Prudente. Uomo che crede al 10% di ciò che sente, ad un quarto di ciò che legge e alla metà di ciò che vede.




venerdì 19 marzo 2010

La Borsa, questa sconosciuta!

Mi trovo a volte a discutere con amici e parenti del tema dell'investimento finanziario e di accorgermi con stupore di quanto terrore suscita ancora la parola "Borsa": come se "investire in Borsa" fosse sinonimo di truffe, crack, scandali e sicure perdite.

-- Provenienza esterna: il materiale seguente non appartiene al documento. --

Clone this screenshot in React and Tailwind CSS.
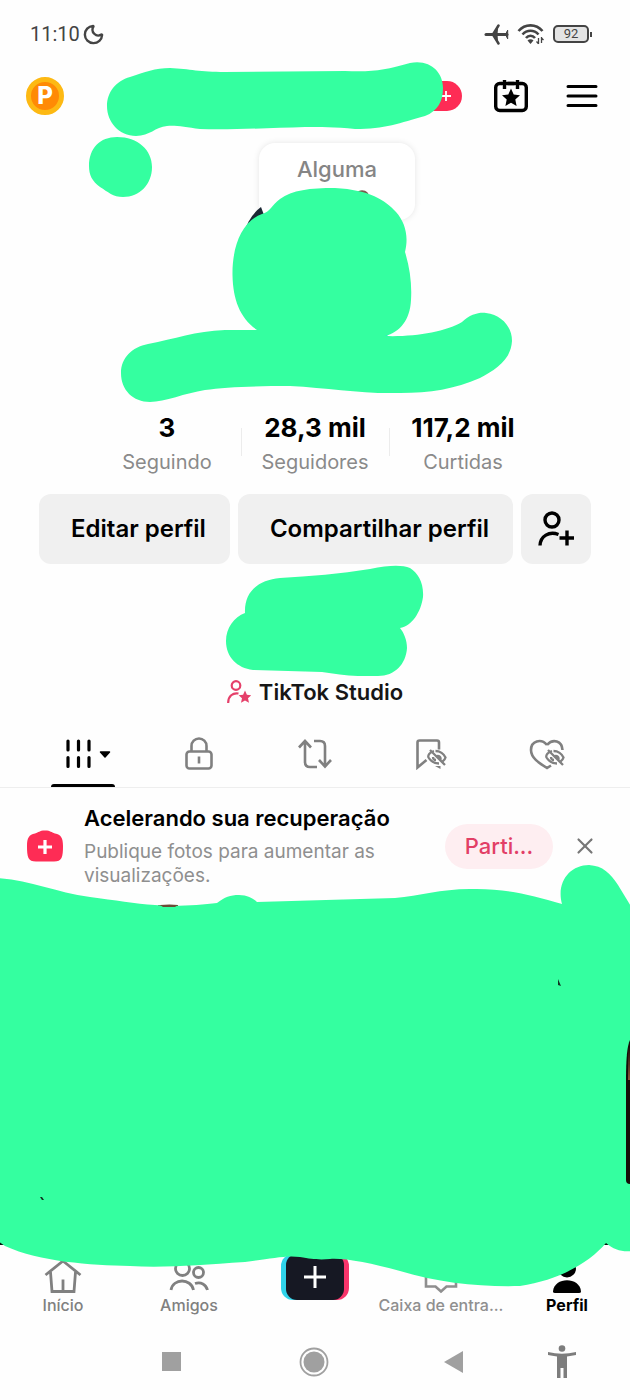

E ciò è paradossale in quanto la Borsa nasce proprio per l'esigenza opposta: rendere trasparente l'attività delle società che si quotano così da permettere al risparmiatore di aver la possibilità di investirvi in modo consapevole (potendo estrapolare tramite i bilanci la situazione economica, finanziaria e patrimoniale; l'andamento trimestrale; la corporate governance; i fatti di rilievo, le decisioni, le comunicazioni e tutte attività che devono essere eseguite in forma ufficiale e pubblica) e alle aziende di ottenere fondi senza la necessità di doverli restituire, ma al prezzo di "dividere", se così possiamo dire, i profitti con gli investitori (anzichè pagare altissimi interessi alle banche e dover sottostare a scadenze predeterminate o a rinegoziazioni ancora più onerose). Evidentemente qualche colpa c'è, figlia di quel clima di diffidenza creatosi a partire dai vari crack da cui non siamo ancora riusciti a liberarci per una serie di sfortunati motivi: bassa cultura finanziaria dei risparmiatori, insufficiente analisi delle agenzie di rating, limitati poteri degli istituti di revisione, fallimento dei controlli e degli organi di vigilanza, amministratori avidi ed estremamente furbi, banche spregiudicate che non hanno avuto alcuna remora ad accollare ai clienti titoli spazzatura a ridosso dei fallimenti dopo averne approfittato per anni o che magari "consigliano al cliente solo i prodotti che a loro convengono di più in perenne e ben-celato conflitto di interessi.
Magari si continua allora ad investire in conti deposito offerti da banche di diritto straniero a cui si accede solo possedendo già un conto corrente presso un altra banca e cui molto spesso bisogna pagare delle commissioni per i bonifici (di cui quasi sicuramente non si conosce fatturato, esposizione debitoria, patrimonio ma ci fidiamo a prescindere perchè ne vediamo gli spot in televisione 16 volte al giorno); in titoli del debito pubblico che affrono un rendimento incosistente e i cui dirigenti per moralità non hanno nulla da invidiare ai vari Tanzi, Cragnotti, Madoff; in fondi di investimento per cui la legge obbliga solo a mantenere una certa proporzione tra titoli diversi ai fini della loro classificazione in bilanciati, monetari, azionari, hedge, ecc. ma che rimette sostanzialmente al gestore la scelta delle operazioni da effettuare e dei titoli su cui operare (ed è pressochè impossibile conoscere la lista dei prodotti in portafoglio); piuttosto che in un'impresa italiana che magari produce utili da dieci anni, con debito perfettamente strutturato, di cui l'andamento è visibile e trasparente (in italiano e direttamente dal sito di Borsa ).